Had a designer approached this project on the understanding that their role was that of a problem solver, the building would probably still have been built, but the wider benefits may have been ignored. The fire code restrictions may have become a limiting factor baked into the problem, with the prohibited use of wood being outlined as a key consideration to be met. Hill calls his approach “design stewardship,” and outlines the tricky act of balancing focus between the MacGuffin and its strategic benefit so that neither are left behind.

“Lose track of a building project by focusing on the strategic layer too much, and nothing gets realized. Focus pull on the building layer and all you have is that: a building, with no strategic impact.”

The idea of having a MacGuffin motivating a wider remit doesn’t just have to apply to a single project, but can also apply to a body of work. Graffiti Research Lab was a group of artists, designers, and technologists “dedicated to outfitting graffiti artists with open-source technologies for urban communication.” As a statement of intent it’s wonderfully irreverent, and that spirit follows through in the bulk of the group’s output. But as a MacGuffin it’s been very powerful, leading them to help develop an unexpectedly complex tool.

Eyewriter is assistive technology that enables sufferers of ALS to continue drawing through the movement of their eyes, powered by the open-source OpenFrameworks platform and low-cost hardware. The project even went on to develop integration for a robotic arm, and in 2010 won an Interaction Design of the Year award from London’s Design Museum. The motivator, open-source graffiti tools, plays second fiddle to an invention that allows anyone to use their eye movements as an input for a variety of tools.

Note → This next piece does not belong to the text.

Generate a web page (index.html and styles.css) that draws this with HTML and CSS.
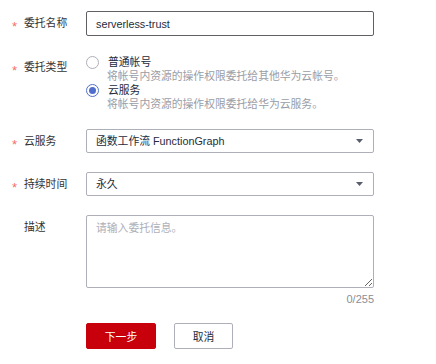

Anthony Dunne and Fiona Raby are proponents of critical and speculative design. Their book Speculative Everything outlines a framework that’s allowed them and their students to probe avenues outside problem solving, to create work that initiates conversations around possible futures, and whether or not they’re desirable.

Problems by their nature are born out of existing systems, so by layering a bespoke solution onto problems we may inadvertently reinforce those systems, whether we believe in their effectiveness or not.

Dunne and Raby’s approach gives us a clue on how to sidestep that conundrum.

Stuart Candy, Possible, Probable, Preferable

The framework they use to organize enquiries can be drawn as a diagram, the origins of which lie in a talk given by futurist Stuart Candy at the RCA in 2009. “It consisted of a number of cones fanning out from the present into the future. Each cone represented different levels of likelihood. The first cone was the probable. This is where most designers operate. It describes what is likely to happen unless there’s some extreme upheaval such as a financial crash, eco disaster, or war… How designs are evaluated is also closely linked to a thorough understanding of probable futures, although it’s rarely expressed in those terms.”

You’ll notice how the probable cone has a narrow width, and is only a subsection of what’s within the possible cone. The idea of the preferable cone, on the other hand, “is not so straightforward; what does preferable mean, for whom, and who decides? This is the bit we’re interested in. Not in trying to predict the future, but in using design to open up all sorts of possibilities that can be discussed, debated, and used to collectively define a preferable future for a given group of people: from companies, to cities, to societies.”

This is far from problem solving. This framework forces the designer to turn their attention away from a tight problem and retrain it upon the systems that may have created it.

The shift pushes the designer into a position of accountability for the work they’re undertaking, as the nature of it demands interaction, feedback, and collaboration with the viewer. And before this starts to sound too conceptual, this kind of work isn’t beyond the technical capabilities of anyone. Still, when thinking about the banal, day-to-day details of actually practicing design, it’s easy to shrug off these ideas as unworkable, wishful thinking. In between battling your inbox, attending extended staff workshops in which no actual work gets done, and eating lunch, not much time is left over for the doing of design as it is, let alone the inward pondering of this kind of strategic inquiry. Nothing short of a total overhaul of how we think about, communicate, and structure what we do each day will enable us to make room for this kind of work.

Before Google, Matt Wade used to run design studio Kin with his business partner, Kevin Palmer, and managed to successfully weave exploratory work into commercial practice. “The largest challenge was commercializing the process instead of the things,” he says. “Most design companies use delivered work (things) and results as attractors for potential clients, not process.”

Achieving that kind of practice starts with how we communicate what we do. By talking about process rather than outcome, we give ourselves the freedom to think beyond the nail-shaped problems we’ll figure out how to bang with our particular hammer; we stop looking at the world as one big design problem to be solved, and instead see it as a bunch of avenues waiting to be explored and challenged.